== Description of the task ==
Beginning with the first line, set down every line through the one containing "then discard it.</p>", exactly as it appears, but not the pictures.

== Supplied data ==
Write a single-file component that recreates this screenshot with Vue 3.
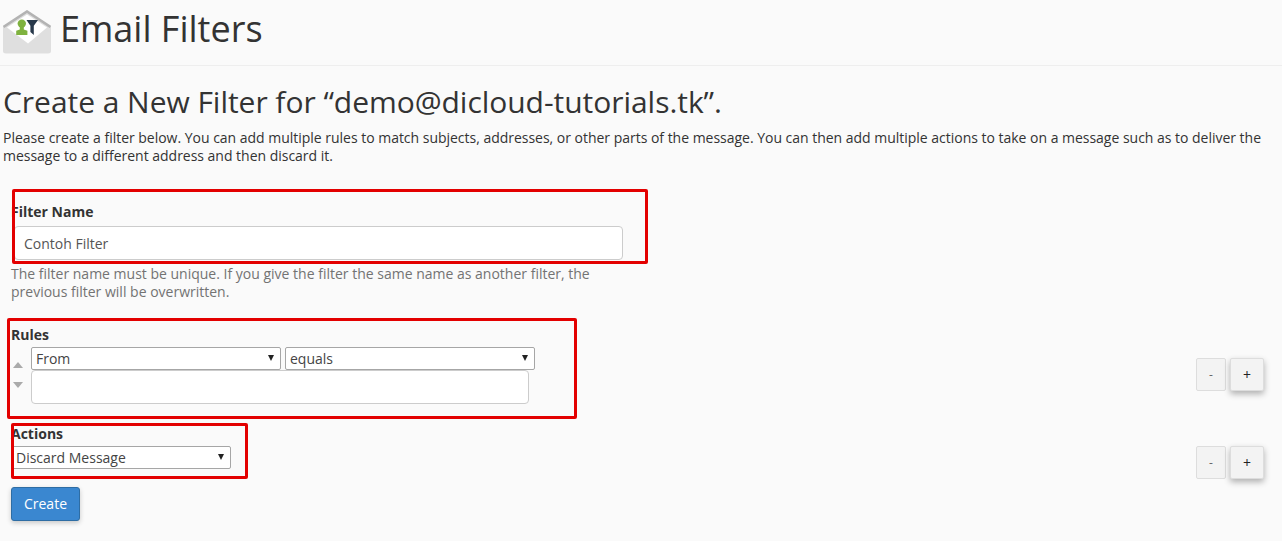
<script setup>
import { ref } from 'vue'

const filterName = ref('Contoh Filter')
const ruleValue = ref('')
</script>

<template>
  <div class="page">
    <header class="page-head">
      <svg class="head-icon" width="48" height="44" viewBox="0 0 48 44">
        <path d="M0 17 L24 1 L48 17 L48 41 Q48 43.5 45 43.5 L3 43.5 Q0 43.5 0 41 Z" fill="#dfdfdf" />
        <path d="M0.5 17 L24 1.5 L47.5 17" fill="none" stroke="#b3b3b3" stroke-width="2.6" />
        <path d="M4 17.5 L24 4.5 L44 17.5 L25 33.5 Z" fill="#ffffff" />
        <circle cx="18.8" cy="13.6" r="4.2" fill="#7fb23f" />
        <path d="M16.8 16.5 L20.8 16.5 L20.8 19.4 L24.4 20.8 L24.4 25 L13.2 25 L13.2 20.8 L16.8 19.4 Z" fill="#7fb23f" />
        <path d="M23.5 10 L35 10 L30.8 15.8 L30.8 25 L27.4 22 L27.4 15.8 Z" fill="#27384a" />
      </svg>
      <h1>Email Filters</h1>
    </header>

    <h2>Create a New Filter for “demo@dicloud-tutorials.tk”.</h2>
    <p class="intro">Please create a filter below. You can add multiple rules to match subjects, addresses, or other parts of the message. You can then add multiple actions to take on a message such as to deliver the message to a different address and then discard it.</p>

    <form class="filter-form" @submit.prevent>
      <section class="name-group">
        <label class="field-label">Filter Name</label>
        <input v-model="filterName" class="text-input name-input" type="text" />
        <p class="help">The filter name must be unique. If you give the filter the same name as another filter, the previous filter will be overwritten.</p>
      </section>

      <section class="rules-group">
        <label class="field-label">Rules</label>
        <div class="row">
          <div class="arrows">
            <span class="arrow-up"></span>
            <span class="arrow-down"></span>
          </div>
          <div class="rule-fields">
            <div class="select-row">
              <div class="select-wrap from-select">
                <select><option>From</option></select>
              </div>
              <div class="select-wrap equals-select">
                <select><option>equals</option></select>
              </div>
            </div>
            <input v-model="ruleValue" class="text-input rule-input" type="text" />
          </div>
          <div class="step-btns rule-steps">
            <button type="button" class="step minus">-</button>
            <button type="button" class="step plus">+</button>
          </div>
        </div>
      </section>

      <section class="actions-group">
        <label class="field-label">Actions</label>
        <div class="row">
          <div class="select-wrap action-select">
            <select><option>Discard Message</option></select>
          </div>
          <div class="step-btns action-steps">
            <button type="button" class="step minus">-</button>
            <button type="button" class="step plus">+</button>
          </div>
        </div>
      </section>

      <button type="submit" class="create-btn">Create</button>
    </form>

    <!-- annotations drawn over the screenshot -->
    <div class="mark mark-name"></div>
    <div class="mark mark-rules"></div>
    <div class="mark mark-actions"></div>
  </div>
</template>

<style>
html,
body {
  margin: 0;
  background: #fafafa;
}
</style>

<style scoped>
.page {
  position: relative;
  width: 1282px;
  height: 541px;
  overflow: hidden;
  box-sizing: border-box;
  background: #fafafa;
  color: #333;
  font-family: "Open Sans", sans-serif;
  font-size: 14px;
  line-height: 18px;
}

.page-head {
  display: flex;
  align-items: flex-start;
  gap: 9px;
  box-sizing: border-box;
  height: 66px;
  padding: 10px 0 0 3px;
  border-bottom: 1px solid #eee;
}

.head-icon {
  flex: none;
}

h1 {
  margin: -3px 0 0;
  font-size: 36px;
  font-weight: 400;
  line-height: 44px;
}

h2 {
  margin: 15px 0 0 3px;
  font-size: 30px;
  font-weight: 400;
  line-height: 42px;
  letter-spacing: -0.04px;
}

.intro {
  margin: 6px 0 0 3px;
  letter-spacing: -0.018px;
}

.filter-form {
  margin-top: 38px;
  padding-left: 11px;
}

.field-label {
  display: block;
  font-weight: 700;
  line-height: 18px;
}

.text-input {
  display: block;
  box-sizing: border-box;
  border: 1px solid #ccc;
  border-radius: 4px;
  background: #fff;
  color: #555;
  font: inherit;
  outline: none;
}

.name-input {
  width: 609px;
  height: 34px;
  margin: 5px 0 0 3px;
  padding: 0 9px;
}

.help {
  width: 600px;
  margin: 5px 0 0;
  color: #737373;
}

.rules-group {
  margin-top: 25px;
}

.row {
  display: flex;
}

.arrows {
  display: flex;
  flex-direction: column;
  align-items: center;
  gap: 14px;
  width: 14px;
  margin-right: 6px;
  padding-top: 15px;
}

.arrow-up,
.arrow-down {
  width: 0;
  height: 0;
  border-left: 5px solid transparent;
  border-right: 5px solid transparent;
}

.arrow-up {
  border-bottom: 6px solid #aaa;
}

.arrow-down {
  border-top: 6px solid #aaa;
}

.rules-group .row {
  margin-top: 3px;
}

.select-row {
  display: flex;
  gap: 4px;
}

.select-wrap {
  position: relative;
  box-sizing: border-box;
  height: 23px;
}

.select-wrap::after {
  content: "";
  position: absolute;
  top: 8px;
  right: 7px;
  width: 0;
  height: 0;
  border-left: 3.5px solid transparent;
  border-right: 3.5px solid transparent;
  border-top: 6px solid #222;
  pointer-events: none;
}

select {
  display: block;
  width: 100%;
  height: 100%;
  box-sizing: border-box;
  padding: 0 0 0 4px;
  border: 1px solid #a6a6a6;
  border-radius: 2px;
  background: #fff;
  color: #444;
  font: inherit;
  appearance: none;
  outline: none;
}

.from-select {
  width: 250px;
}

.equals-select {
  width: 250px;
}

.action-select {
  width: 220px;
}

.rule-input {
  width: 498px;
  height: 34px;
}

.step-btns {
  display: flex;
  gap: 4px;
  margin-left: auto;
  margin-right: 18px;
}

.rule-steps {
  margin-top: 11px;
}

.step {
  box-sizing: border-box;
  height: 33px;
  padding: 0;
  border: 1px solid #ddd;
  border-radius: 2px;
  background: #f3f3f3;
  color: #666;
  font: inherit;
  font-size: 12px;
}

.minus {
  width: 30px;
}

.plus {
  width: 34px;
  color: #222;
  font-size: 14px;
  box-shadow: 0 3px 6px rgba(0, 0, 0, 0.3);
}

.actions-group {
  margin-top: 21px;
}

.actions-group .row {
  margin-top: 3px;
}

.create-btn {
  display: block;
  box-sizing: border-box;
  width: 69px;
  height: 34px;
  margin-top: 8px;
  border: 1px solid #2e6da4;
  border-radius: 3px;
  background: #3a87d0;
  color: #fff;
  font: inherit;
  box-shadow: 0 2px 5px rgba(0, 0, 0, 0.2);
}

.mark {
  position: absolute;
  box-sizing: border-box;
  border: 3px solid #e30000;
  border-radius: 2px;
  pointer-events: none;
}

.mark-name {
  left: 12px;
  top: 189px;
  width: 636px;
  height: 75px;
}

.mark-rules {
  left: 7px;
  top: 318px;
  width: 570px;
  height: 101px;
}

.mark-actions {
  left: 11px;
  top: 423px;
  width: 237px;
  height: 56px;
}
</style>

== Written response ==
Write a single-file component that recreates this screenshot with Vue 3.
<script setup>
import { ref } from 'vue'

const filterName = ref('Contoh Filter')
const ruleValue = ref('')
</script>

<template>
  <div class="page">
    <header class="page-head">
      <svg class="head-icon" width="48" height="44" viewBox="0 0 48 44">
        <path d="M0 17 L24 1 L48 17 L48 41 Q48 43.5 45 43.5 L3 43.5 Q0 43.5 0 41 Z" fill="#dfdfdf" />
        <path d="M0.5 17 L24 1.5 L47.5 17" fill="none" stroke="#b3b3b3" stroke-width="2.6" />
        <path d="M4 17.5 L24 4.5 L44 17.5 L25 33.5 Z" fill="#ffffff" />
        <circle cx="18.8" cy="13.6" r="4.2" fill="#7fb23f" />
        <path d="M16.8 16.5 L20.8 16.5 L20.8 19.4 L24.4 20.8 L24.4 25 L13.2 25 L13.2 20.8 L16.8 19.4 Z" fill="#7fb23f" />
        <path d="M23.5 10 L35 10 L30.8 15.8 L30.8 25 L27.4 22 L27.4 15.8 Z" fill="#27384a" />
      </svg>
      <h1>Email Filters</h1>
    </header>

    <h2>Create a New Filter for “demo@dicloud-tutorials.tk”.</h2>
    <p class="intro">Please create a filter below. You can add multiple rules to match subjects, addresses, or other parts of the message. You can then add multiple actions to take on a message such as to deliver the message to a different address and then discard it.</p>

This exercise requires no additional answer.